The Outsider Perspective

From Side Hustle to Full-Time: How to Make the Leap to Freelancing on Upwork

From Side Hustle to Full-Time: How to Make the Leap to Freelancing on Upwork

Here's the practical playbook for transitioning from a day job to a sustainable freelance career — without the financial panic.

Freelance career transition

The math starts to make sense around the $2,000/month mark. You've been freelancing on Upwork on the side for a few months, the work keeps coming in, and you're starting to look at your day job wondering if it's actually the riskier option. If you've been doing this long enough to think seriously about going full-time, you're not alone.

According to McKinsey's research on independent workers, a growing share of skilled professionals who start freelancing as a side income eventually transition to independent work as their primary income. The 2026 freelance market — with Fortune 500 companies actively sourcing talent on platforms like Upwork and AI-enabled freelancers earning significantly more — has never been more hospitable to that transition.

But the leap from occasional freelancer to full-time independent professional is real, and doing it recklessly is how people end up crawling back to a salaried job six months later. This guide gives you the actual framework for making the transition — financially, practically, and strategically.
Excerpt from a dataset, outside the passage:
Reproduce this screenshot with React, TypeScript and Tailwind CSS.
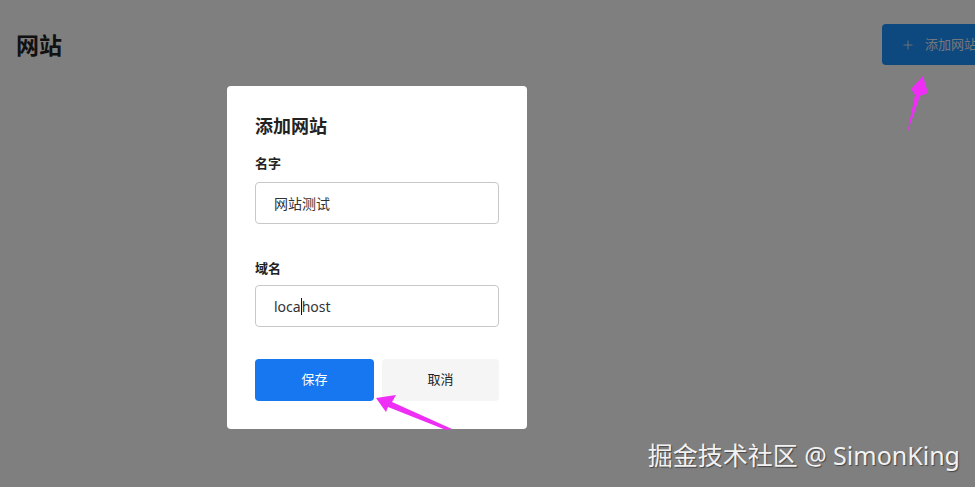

Before You Quit: The Four Pre-Conditions

1. Consistent Revenue for at Least Three Months

Don't base your decision on one great month. One big project can make any month look good. You need three consecutive months of Upwork income that, with modest growth, could cover your core expenses. This isn't about matching your full salary — it's about demonstrating that demand for your work is consistent, not seasonal or accidental.

If your freelance income looks like $800 / $2,400 / $600 / $1,800, the variance is too high to act on yet. If it looks like $1,800 / $2,200 / $2,600 with an upward trend, you have a foundation to build from.

2. At Least One Reliable Repeat Client

A single client who gives you work regularly — even a modest retainer or recurring project — is worth more than ten one-off clients to a new full-time freelancer. Recurring work provides baseline stability while you build your client pipeline.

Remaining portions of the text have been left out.